• _STATED GOAL_
Report how many lines hold the word "styles"; give nothing but the number.

• _SUPPLIED INFORMATION_
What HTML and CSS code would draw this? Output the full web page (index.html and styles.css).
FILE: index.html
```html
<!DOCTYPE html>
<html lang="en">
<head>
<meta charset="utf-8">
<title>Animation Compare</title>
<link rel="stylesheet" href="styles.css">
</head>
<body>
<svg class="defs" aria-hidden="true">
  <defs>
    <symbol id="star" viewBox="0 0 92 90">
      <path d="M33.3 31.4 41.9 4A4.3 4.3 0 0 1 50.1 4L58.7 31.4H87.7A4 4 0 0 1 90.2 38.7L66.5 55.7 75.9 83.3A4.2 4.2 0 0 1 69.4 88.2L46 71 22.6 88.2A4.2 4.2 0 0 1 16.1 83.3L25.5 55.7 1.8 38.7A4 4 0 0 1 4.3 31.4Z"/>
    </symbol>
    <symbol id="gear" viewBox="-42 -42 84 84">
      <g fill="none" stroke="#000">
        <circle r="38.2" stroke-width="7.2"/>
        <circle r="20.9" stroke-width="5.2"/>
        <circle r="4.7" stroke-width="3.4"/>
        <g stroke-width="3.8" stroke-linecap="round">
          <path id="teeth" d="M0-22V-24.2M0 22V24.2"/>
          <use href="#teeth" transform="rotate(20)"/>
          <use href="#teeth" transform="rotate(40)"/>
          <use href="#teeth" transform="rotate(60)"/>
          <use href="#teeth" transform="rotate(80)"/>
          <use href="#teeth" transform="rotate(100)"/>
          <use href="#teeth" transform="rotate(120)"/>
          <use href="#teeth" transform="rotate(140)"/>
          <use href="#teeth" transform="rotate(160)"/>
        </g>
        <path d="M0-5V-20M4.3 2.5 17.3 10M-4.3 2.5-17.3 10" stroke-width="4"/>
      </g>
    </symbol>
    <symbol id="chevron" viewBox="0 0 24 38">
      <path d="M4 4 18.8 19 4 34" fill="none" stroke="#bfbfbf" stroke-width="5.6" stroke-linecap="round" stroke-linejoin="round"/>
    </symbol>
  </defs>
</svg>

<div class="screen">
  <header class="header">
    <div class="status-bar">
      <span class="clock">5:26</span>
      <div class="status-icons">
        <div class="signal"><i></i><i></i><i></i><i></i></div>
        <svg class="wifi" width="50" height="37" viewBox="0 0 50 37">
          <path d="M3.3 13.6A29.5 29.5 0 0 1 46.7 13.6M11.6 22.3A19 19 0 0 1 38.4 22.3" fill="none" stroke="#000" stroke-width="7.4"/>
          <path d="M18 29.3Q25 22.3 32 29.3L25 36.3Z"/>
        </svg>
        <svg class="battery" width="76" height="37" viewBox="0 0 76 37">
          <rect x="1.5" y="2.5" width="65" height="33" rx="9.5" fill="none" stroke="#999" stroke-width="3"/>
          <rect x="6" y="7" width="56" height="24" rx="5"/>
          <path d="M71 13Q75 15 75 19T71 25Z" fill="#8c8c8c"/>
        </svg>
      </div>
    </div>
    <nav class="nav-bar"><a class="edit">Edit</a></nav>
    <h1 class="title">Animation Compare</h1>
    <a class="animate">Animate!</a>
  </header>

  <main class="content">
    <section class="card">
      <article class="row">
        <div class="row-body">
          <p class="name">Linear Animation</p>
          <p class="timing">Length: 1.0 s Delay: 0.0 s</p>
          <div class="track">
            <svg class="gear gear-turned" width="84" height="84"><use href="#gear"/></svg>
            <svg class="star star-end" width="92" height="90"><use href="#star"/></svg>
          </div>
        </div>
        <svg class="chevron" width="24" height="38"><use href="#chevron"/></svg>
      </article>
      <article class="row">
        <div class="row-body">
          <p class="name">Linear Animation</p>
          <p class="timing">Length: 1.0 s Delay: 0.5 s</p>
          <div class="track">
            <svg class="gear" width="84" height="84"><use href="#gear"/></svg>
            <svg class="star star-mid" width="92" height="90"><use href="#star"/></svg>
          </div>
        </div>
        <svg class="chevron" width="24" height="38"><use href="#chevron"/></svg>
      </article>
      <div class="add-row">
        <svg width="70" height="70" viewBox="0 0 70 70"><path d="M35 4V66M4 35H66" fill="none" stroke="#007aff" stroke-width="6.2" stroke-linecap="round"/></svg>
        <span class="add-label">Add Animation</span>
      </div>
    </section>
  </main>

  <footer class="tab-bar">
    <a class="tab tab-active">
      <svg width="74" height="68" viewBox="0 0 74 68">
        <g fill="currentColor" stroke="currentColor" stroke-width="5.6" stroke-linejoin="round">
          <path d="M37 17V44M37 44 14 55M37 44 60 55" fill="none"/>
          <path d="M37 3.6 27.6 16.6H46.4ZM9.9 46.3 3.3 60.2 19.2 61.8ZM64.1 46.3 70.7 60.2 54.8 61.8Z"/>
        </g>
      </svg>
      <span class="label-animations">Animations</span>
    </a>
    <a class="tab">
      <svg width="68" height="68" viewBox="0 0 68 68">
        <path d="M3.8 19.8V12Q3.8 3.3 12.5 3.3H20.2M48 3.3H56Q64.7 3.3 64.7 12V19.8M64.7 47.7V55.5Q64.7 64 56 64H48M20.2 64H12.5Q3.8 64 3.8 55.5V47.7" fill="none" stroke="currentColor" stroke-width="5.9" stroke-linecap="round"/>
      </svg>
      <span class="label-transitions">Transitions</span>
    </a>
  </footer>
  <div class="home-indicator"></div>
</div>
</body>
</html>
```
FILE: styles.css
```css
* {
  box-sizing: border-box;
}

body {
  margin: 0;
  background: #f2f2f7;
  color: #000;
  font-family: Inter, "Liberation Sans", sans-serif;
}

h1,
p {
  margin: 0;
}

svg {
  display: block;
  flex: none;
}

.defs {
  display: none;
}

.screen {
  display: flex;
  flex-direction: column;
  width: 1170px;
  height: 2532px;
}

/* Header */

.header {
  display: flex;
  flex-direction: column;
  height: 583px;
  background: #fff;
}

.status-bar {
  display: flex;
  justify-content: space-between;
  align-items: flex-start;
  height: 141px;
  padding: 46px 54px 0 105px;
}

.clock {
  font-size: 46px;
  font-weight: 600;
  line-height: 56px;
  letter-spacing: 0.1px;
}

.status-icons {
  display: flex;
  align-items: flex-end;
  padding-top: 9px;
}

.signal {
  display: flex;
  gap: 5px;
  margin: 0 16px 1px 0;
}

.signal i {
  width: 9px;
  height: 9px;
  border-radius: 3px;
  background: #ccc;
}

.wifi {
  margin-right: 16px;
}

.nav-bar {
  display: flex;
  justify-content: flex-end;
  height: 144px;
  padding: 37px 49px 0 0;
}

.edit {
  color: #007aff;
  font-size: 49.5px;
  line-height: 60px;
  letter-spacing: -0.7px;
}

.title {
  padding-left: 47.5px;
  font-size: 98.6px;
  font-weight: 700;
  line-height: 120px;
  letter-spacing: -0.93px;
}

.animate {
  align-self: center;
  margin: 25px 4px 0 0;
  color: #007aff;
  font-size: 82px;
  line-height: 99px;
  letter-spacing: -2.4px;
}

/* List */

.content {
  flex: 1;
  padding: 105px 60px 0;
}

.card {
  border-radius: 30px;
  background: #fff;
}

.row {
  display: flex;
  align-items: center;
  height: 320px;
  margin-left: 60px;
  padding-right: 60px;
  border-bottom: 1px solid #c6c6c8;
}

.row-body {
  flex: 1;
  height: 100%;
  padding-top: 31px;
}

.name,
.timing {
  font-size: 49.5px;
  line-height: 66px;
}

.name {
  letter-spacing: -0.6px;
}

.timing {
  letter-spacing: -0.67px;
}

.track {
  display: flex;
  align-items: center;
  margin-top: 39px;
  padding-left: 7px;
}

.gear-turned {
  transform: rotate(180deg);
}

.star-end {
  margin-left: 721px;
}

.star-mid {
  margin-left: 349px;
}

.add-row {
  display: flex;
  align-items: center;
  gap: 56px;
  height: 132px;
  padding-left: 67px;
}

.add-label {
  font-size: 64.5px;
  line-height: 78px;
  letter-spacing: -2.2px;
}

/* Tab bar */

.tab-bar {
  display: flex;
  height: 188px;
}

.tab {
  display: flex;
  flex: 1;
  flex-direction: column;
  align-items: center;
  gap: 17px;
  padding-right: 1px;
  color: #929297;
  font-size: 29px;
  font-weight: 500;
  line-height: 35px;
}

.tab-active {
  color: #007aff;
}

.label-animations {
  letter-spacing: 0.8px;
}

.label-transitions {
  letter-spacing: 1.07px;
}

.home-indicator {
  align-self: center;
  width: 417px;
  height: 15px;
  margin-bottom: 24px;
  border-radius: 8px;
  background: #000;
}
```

• _WORKED SOLUTION_
3